There is precedent for the woman’s dream of perpetual anonymity. Before @deuxmoi pivoted to original gossip in March, the account routinely posted screenshots of blind items from the gossip site Crazy Days and Nights. Since 2006, the site’s anonymous author—who says he’s a Hollywood lawyer and calls himself Enty—has published original blind gossip daily. He also reveals the answers of his blinds, including stories about Harvey Weinstein and NXIVM before they were mainstream news. (But when judging blind gossip, remember that confirmation bias is at play: Items that fizzle are easily forgotten or linger, forever unverified.) Like @deuxmoi, Crazy Days and Nights was born from boredom. Enty launched the blog while slacking off at work. By phone from his home office in California—where he says he still practices law but is now self-employed—Enty said that he has a verification process for the items he reveals. As for blinds? “I’m pretty much willing to run any kind of puzzle.” He likened blind items to crosswords, whose everyday players learn a puzzle maker’s favorite words and tricks. Blind-item enthusiasts will learn a gossip outlet’s lexicon. There will be a roster of regular characters, many connected to one another, living and working and alternately breaking and reenvisioning social norms.

When I asked the woman about @deuxmoi’s lexicon, she referred me to a fan-generated spreadsheet documenting her go-to nicknames and descriptions. Each was derived from an item @deuxmoi had posted in the past. Knowing the code phrases is a bit like being on the inside of an inside joke: Shawn Mendes was “headband coffee mug,” for paparazzi photos depicting him with both. Jake Gyllenhaal is the mustache-man emoji, for a rumor that he wears fake mustaches as disguises. Julia Roberts is “salad tosser,” for a claim that she once threw a literal salad during a moment of frustration.

As she texted updates from her search for the woman behind @deuxmoi, Juliet was building her own vocabulary and roster. The account’s early followers and output seemed to reveal likely social and professional milieus. Audio of the woman’s voice seemed to reveal a home state. Juliet considered matters of taste, using early Deuxmoi product recommendations and style choices to build a theory about the woman’s life. She cross-referenced old group photos in which others had tagged @deuxmoi. At one point Juliet texted a group photo of 10 women grinning and throwing deuces. “I think this is how we will figure it out,” she said, scrutinizing each woman as though pinning mug shots to a corkboard.

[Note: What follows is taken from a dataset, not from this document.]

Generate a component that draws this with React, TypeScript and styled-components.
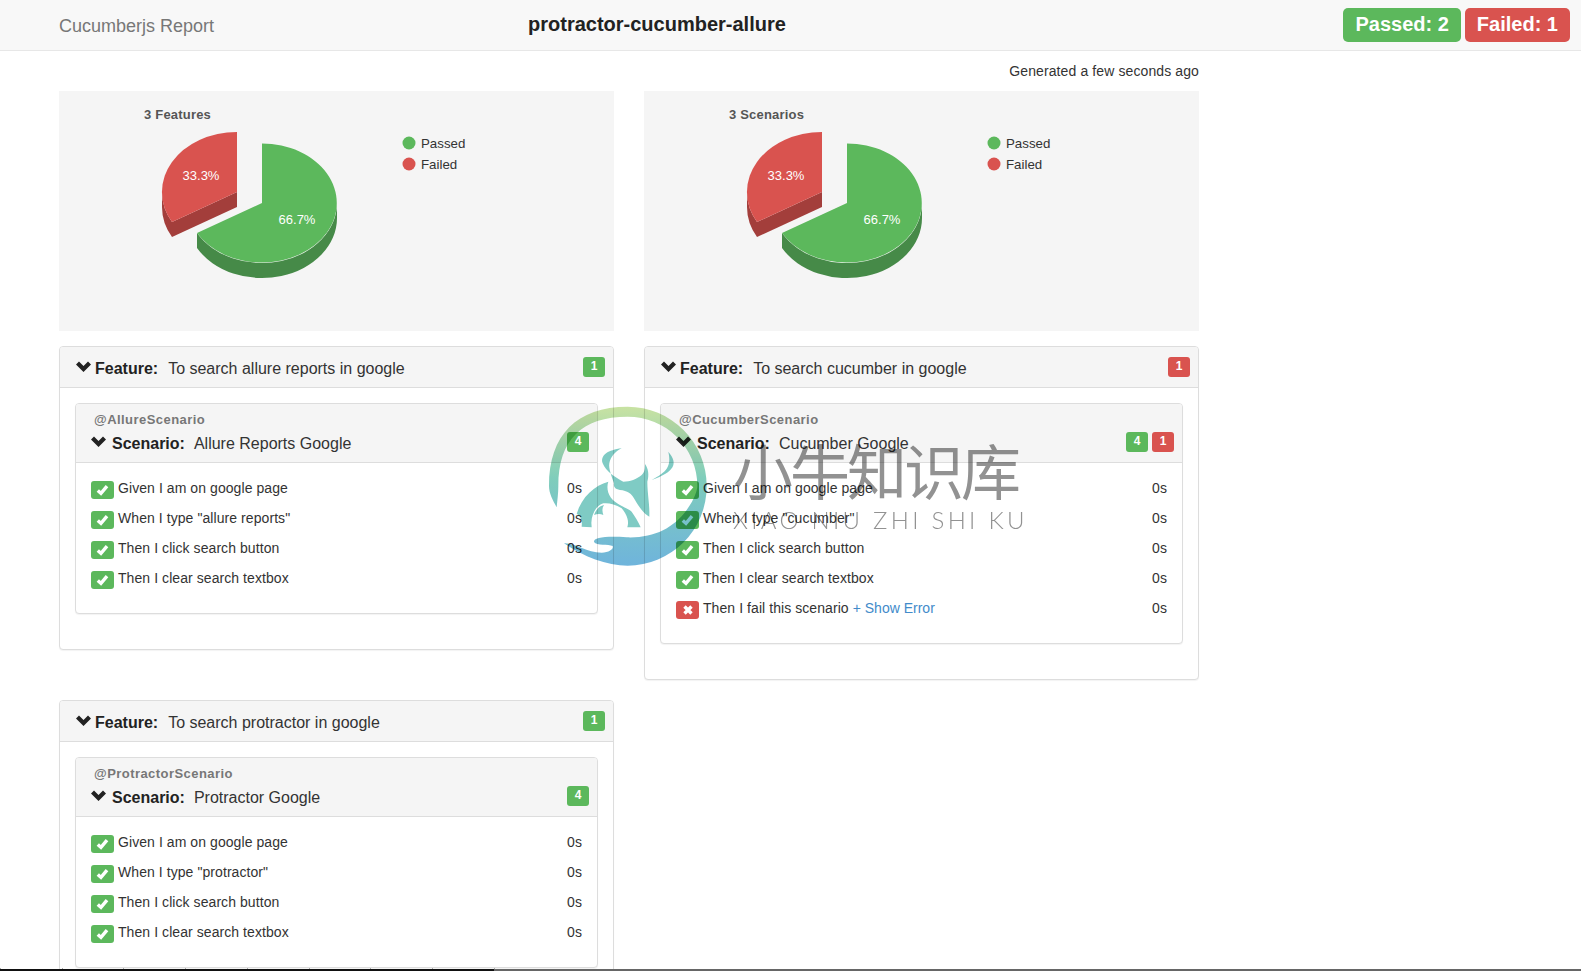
import React from 'react';
import styled, { createGlobalStyle } from 'styled-components';

interface IStep {
  text: string;
  failed?: boolean;
}

interface IFeature {
  title: string;
  tag: string;
  scenario: string;
  passed: number;
  failed: number;
  steps: IStep[];
}

const features: IFeature[] = [
  {
    title: 'To search allure reports in google',
    tag: '@AllureScenario',
    scenario: 'Allure Reports Google',
    passed: 1,
    failed: 0,
    steps: [
      { text: 'Given I am on google page' },
      { text: 'When I type "allure reports"' },
      { text: 'Then I click search button' },
      { text: 'Then I clear search textbox' },
    ],
  },
  {
    title: 'To search cucumber in google',
    tag: '@CucumberScenario',
    scenario: 'Cucumber Google',
    passed: 0,
    failed: 1,
    steps: [
      { text: 'Given I am on google page' },
      { text: 'When I type "cucumber"' },
      { text: 'Then I click search button' },
      { text: 'Then I clear search textbox' },
      { text: 'Then I fail this scenario', failed: true },
    ],
  },
  {
    title: 'To search protractor in google',
    tag: '@ProtractorScenario',
    scenario: 'Protractor Google',
    passed: 1,
    failed: 0,
    steps: [
      { text: 'Given I am on google page' },
      { text: 'When I type "protractor"' },
      { text: 'Then I click search button' },
      { text: 'Then I clear search textbox' },
    ],
  },
];

const Chevron = () => (
  <ChevronIcon viewBox="0 0 15 11">
    <polygon points="0,3.6 3,0.4 7.5,5 12,0.4 15,3.6 7.5,11" />
  </ChevronIcon>
);

const Pie = ({ title }: { title: string }) => (
  <svg width="555" height="240" viewBox="0 0 555 240">
    <PieTitle x="85" y="28">{title}</PieTitle>
    {/* red slice, pulled out of the pie */}
    <path d="M113,131 L178,101 L178,116 L113,146 Z" fill="#a33e3b" />
    <path d="M103,101 L103,116 A75,60 0 0 0 113,146 L113,131 A75,60 0 0 1 103,101 Z" fill="#a33e3b" />
    <path d="M178,101 L113,131 A75,60 0 0 1 178,41 Z" fill="#d9534f" />
    {/* green slice */}
    <path d="M138,142 L138,157 A75,60 0 0 0 278,127 L278,112 A75,60 0 0 1 138,142 Z" fill="#468a48" />
    <path d="M203,112 L203,52.5 A75,59.5 0 1 1 138,142 Z" fill="#5cb85c" />
    <PieLabel x="142" y="89">33.3%</PieLabel>
    <PieLabel x="238" y="132.5">66.7%</PieLabel>
    <circle cx="350" cy="52" r="6.5" fill="#5cb85c" />
    <LegendText x="362" y="56.5">Passed</LegendText>
    <circle cx="350" cy="73" r="6.5" fill="#d9534f" />
    <LegendText x="362" y="77.5">Failed</LegendText>
  </svg>
);

const Navigation = () => (
  <NavigationBar>
    <Brand>Cucumberjs Report</Brand>
    <ProjectName>protractor-cucumber-allure</ProjectName>
    <Totals>
      <TotalBadge $failed={false}>Passed: 2</TotalBadge>
      <TotalBadge $failed={true}>Failed: 1</TotalBadge>
    </Totals>
  </NavigationBar>
);

const FeatureCard = ({ feature }: { feature: IFeature }) => {
  const failedSteps = feature.steps.filter(s => s.failed).length;
  const passedSteps = feature.steps.length - failedSteps;

  return (
    <FeaturePanel>
      <FeatureHeading>
        <Chevron />
        <Keyword>Feature:</Keyword>
        <Title>{feature.title}</Title>
        <Counts>
          {feature.passed > 0 && <Count $failed={false}>{feature.passed}</Count>}
          {feature.failed > 0 && <Count $failed={true}>{feature.failed}</Count>}
        </Counts>
      </FeatureHeading>
      <FeatureBody>
        <ScenarioPanel>
          <ScenarioHeading>
            <Tag>{feature.tag}</Tag>
            <ScenarioTitle>
              <Chevron />
              <Keyword>Scenario:</Keyword>
              <Title>{feature.scenario}</Title>
              <Counts>
                <Count $failed={false}>{passedSteps}</Count>
                {failedSteps > 0 && <Count $failed={true}>{failedSteps}</Count>}
              </Counts>
            </ScenarioTitle>
          </ScenarioHeading>
          <Steps>
            {feature.steps.map(step => (
              <Step key={step.text}>
                <StepIcon $failed={!!step.failed}>
                  {step.failed ? (
                    <svg width="12" height="12" viewBox="0 0 12 12">
                      <path d="M2.5 2.5 L9.5 9.5 M9.5 2.5 L2.5 9.5" stroke="#fff" strokeWidth="3.4" fill="none" />
                    </svg>
                  ) : (
                    <svg width="13" height="12" viewBox="0 0 13 12">
                      <path d="M1.8 6.4 L5 9.4 L11 2.2" stroke="#fff" strokeWidth="3.4" fill="none" />
                    </svg>
                  )}
                </StepIcon>
                <StepText>{step.text}</StepText>
                {step.failed && <ShowError href="#">+ Show Error</ShowError>}
                <Duration>0s</Duration>
              </Step>
            ))}
          </Steps>
        </ScenarioPanel>
      </FeatureBody>
    </FeaturePanel>
  );
};

const Watermark = () => (
  <WatermarkBox>
    <svg width="175" height="175" viewBox="0 0 525 525">
      <defs>
        <linearGradient id="ring" x1="0" y1="0" x2="0" y2="1">
          <stop offset="0" stopColor="#c8e2a2" />
          <stop offset="0.45" stopColor="#7fcdbb" />
          <stop offset="1" stopColor="#6fb4dc" />
        </linearGradient>
      </defs>
      <path
        fill="url(#ring)"
        d="M50,322 C38,300 27,280 27,258 C27,105 110,20 263,20 A238,238 0 0 1 500,258 A238,238 0 0 1 263,497 C200,497 130,470 72,430 C105,428 140,458 185,458 C205,458 222,448 218,438 C205,432 170,438 162,426 C160,412 200,408 260,412 C340,415 400,385 440,330 C465,295 472,270 472,258 A209,208 0 0 0 263,50 C125,50 55,120 55,258 C55,280 52,300 50,322 Z"
      />
      <g fill="#7fcbc4">
        <path d="M245,145 C205,150 180,165 188,190 C198,215 225,232 250,245 C270,245 290,238 305,225 C315,215 315,205 315,192 C325,205 328,225 322,245 C322,280 330,320 328,350 C310,340 298,322 285,300 C275,280 262,272 240,270 C225,268 220,260 222,250 C215,230 205,205 208,190 C212,170 225,155 245,145 Z" />
        <path d="M335,240 C380,215 395,200 385,155 C415,190 405,215 335,240 Z" />
        <path d="M110,342 C125,290 165,255 205,245 C198,265 205,290 225,305 C245,320 265,325 275,335 C285,350 295,365 302,382 L262,382 C268,365 262,345 245,325 C225,312 205,308 190,310 C170,315 150,345 155,382 L125,380 C128,360 120,345 110,342 Z" />
        <path d="M162,345 C170,325 180,318 192,315 C185,325 187,335 190,345 C180,340 170,342 162,345 Z" />
      </g>
    </svg>
    <WatermarkText>
      <WatermarkName>小牛知识库</WatermarkName>
      <WatermarkLatin>XIAO NIU ZHI SHI KU</WatermarkLatin>
    </WatermarkText>
  </WatermarkBox>
);

const App = () => (
  <Page>
    <GlobalStyle />
    <Navigation />
    <Main>
      <Generated>Generated a few seconds ago</Generated>
      <ChartRow>
        <ChartPanel><Pie title="3 Features" /></ChartPanel>
        <ChartPanel><Pie title="3 Scenarios" /></ChartPanel>
      </ChartRow>
      <FeatureGrid>
        {features.map(f => <FeatureCard key={f.tag} feature={f} />)}
      </FeatureGrid>
    </Main>
    <Watermark />
    <BottomEdge />
  </Page>
);

const GlobalStyle = createGlobalStyle`
  html, body {
    margin: 0;
    padding: 0;
    background: #fff;
  }
  * {
    box-sizing: border-box;
  }
`;

const Page = styled.div`
  position: relative;
  height: 971px;
  overflow: hidden;
  background: #fff;
  font-family: "Liberation Sans", Arial, sans-serif;
  font-size: 14px;
  color: #333;
`;

const NavigationBar = styled.div`
  display: flex;
  align-items: center;
  height: 51px;
  padding-left: 59px;
  background: #f8f8f8;
  border-bottom: 1px solid #e7e7e7;
`;

const Brand = styled.span`
  width: 469px;
  padding-top: 2px;
  font-size: 18px;
  color: #777;
`;

const ProjectName = styled.span`
  font-size: 20px;
  font-weight: bold;
  color: #222;
  margin-top: -1px;
`;

const Totals = styled.div`
  display: flex;
  gap: 4px;
  margin-left: auto;
  margin-right: 11px;
  margin-top: -1px;
`;

const TotalBadge = styled.span<{ $failed: boolean }>`
  height: 34px;
  padding: 0 12px;
  line-height: 32px;
  font-size: 20px;
  font-weight: bold;
  color: #fff;
  border-radius: 5px;
  background: ${p => (p.$failed ? '#d9534f' : '#5cb85c')};
`;

const Main = styled.div`
  width: 1199px;
  padding-left: 59px;
`;

const Generated = styled.div`
  height: 40px;
  line-height: 40px;
  text-align: right;
  letter-spacing: 0.11px;
`;

const ChartRow = styled.div`
  display: grid;
  grid-template-columns: 555px 555px;
  column-gap: 30px;
  margin-bottom: 15px;
`;

const ChartPanel = styled.div`
  height: 240px;
  background: #f5f5f5;

  svg {
    display: block;
  }
`;

const PieTitle = styled.text`
  font-size: 13px;
  font-weight: bold;
  letter-spacing: 0.2px;
  fill: #555;
`;

const PieLabel = styled.text`
  font-size: 13px;
  fill: #fff;
  text-anchor: middle;
`;

const LegendText = styled.text`
  font-size: 13.3px;
  fill: #333;
`;

const FeatureGrid = styled.div`
  display: grid;
  grid-template-columns: 555px 555px;
  column-gap: 30px;
  align-items: start;
`;

const FeaturePanel = styled.div`
  margin-bottom: 20px;
  background: #fff;
  border: 1px solid #ddd;
  border-radius: 4px;
  box-shadow: 0 1px 1px rgba(0, 0, 0, 0.05);
`;

const FeatureHeading = styled.div`
  display: flex;
  align-items: center;
  height: 41px;
  padding: 4px 8px 0 16px;
  background: #f5f5f5;
  border-bottom: 1px solid #ddd;
  border-radius: 3px 3px 0 0;
`;

const ChevronIcon = styled.svg`
  flex: none;
  width: 15px;
  height: 11px;
  margin: -6px 4px 0 0;
  fill: #222;
`;

const Keyword = styled.span`
  font-size: 16px;
  font-weight: bold;
  color: #222;
`;

const Title = styled.span`
  margin-left: 10px;
  font-size: 16px;
  color: #333;
`;

const Counts = styled.span`
  display: flex;
  gap: 4px;
  margin-left: auto;
  margin-top: -4px;
`;

const Count = styled.span<{ $failed: boolean }>`
  width: 22px;
  height: 20px;
  line-height: 18px;
  text-align: center;
  font-size: 12px;
  font-weight: bold;
  color: #fff;
  border-radius: 3px;
  background: ${p => (p.$failed ? '#d9534f' : '#5cb85c')};
`;

const FeatureBody = styled.div`
  padding: 15px;
`;

const ScenarioPanel = styled.div`
  margin-bottom: 20px;
  background: #fff;
  border: 1px solid #ddd;
  border-radius: 4px;
  box-shadow: 0 1px 1px rgba(0, 0, 0, 0.05);
`;

const ScenarioHeading = styled.div`
  height: 59px;
  padding: 8px 8px 0 16px;
  background: #f5f5f5;
  border-bottom: 1px solid #ddd;
  border-radius: 3px 3px 0 0;
`;

const Tag = styled.div`
  padding-left: 2px;
  font-size: 13px;
  line-height: 16px;
  font-weight: bold;
  color: #777;
  letter-spacing: 0.45px;
`;

const ScenarioTitle = styled.div`
  display: flex;
  align-items: center;
  height: 24px;
  margin-top: 4px;

  ${ChevronIcon} {
    margin-left: -1px;
    margin-right: 6px;
  }

  ${Title} {
    margin-left: 9px;
  }

  ${Counts} {
    margin-top: -4px;
  }
`;

const Steps = styled.div`
  padding: 12px 15px 18px;
`;

const Step = styled.div`
  display: flex;
  align-items: flex-start;
  height: 30px;
  padding-top: 6px;
  line-height: 14px;
  letter-spacing: 0.07px;
`;

const StepIcon = styled.span<{ $failed: boolean }>`
  display: flex;
  align-items: center;
  justify-content: center;
  flex: none;
  width: 23px;
  height: 18px;
  margin-right: 4px;
  border-radius: 3px;
  background: ${p => (p.$failed ? '#d9534f' : '#5cb85c')};
`;

const StepText = styled.span`
  color: #333;
`;

const ShowError = styled.a`
  margin-left: 4px;
  color: #428bca;
  text-decoration: none;
  letter-spacing: 0;
`;

const Duration = styled.span`
  margin-left: auto;
`;

const WatermarkBox = styled.div`
  position: absolute;
  left: 540px;
  top: 400px;
  display: flex;
  pointer-events: none;
  mix-blend-mode: multiply;
`;

const WatermarkText = styled.div`
  position: absolute;
  left: 193px;
  top: 30px;
  white-space: nowrap;
`;

const WatermarkName = styled.div`
  font-family: "Noto Sans CJK SC", sans-serif;
  font-size: 60px;
  line-height: 78px;
  letter-spacing: -3px;
  color: #929292;
`;

const WatermarkLatin = styled.div`
  font-family: Lato, sans-serif;
  font-weight: 300;
  font-size: 24px;
  line-height: 24px;
  letter-spacing: 3.3px;
  color: #929292;
`;

const BottomEdge = styled.div`
  position: absolute;
  left: 0;
  right: 0;
  top: 969px;
  height: 2px;
  background: linear-gradient(to right, #111 0, #111 494px, #666 494px, #666 100%);

  &::before {
    content: "";
    position: absolute;
    left: 0;
    top: -1px;
    width: 495px;
    height: 1px;
    background: repeating-linear-gradient(to right, #aaa 0, #aaa 1px, transparent 1px, transparent 61.7px);
  }
`;

export default App;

By December, Juliet had settled on a prime suspect. I had, by then, accepted that the woman might never confirm her identity to me. Juliet had seen a portion of her prime suspect’s CV, which matched a detailed career history that a woman claiming to be the sole operator of @deuxmoi had delivered on a friend’s podcast in 2019. When I asked the ­woman about that interview, she argued that I could not prove it was really her.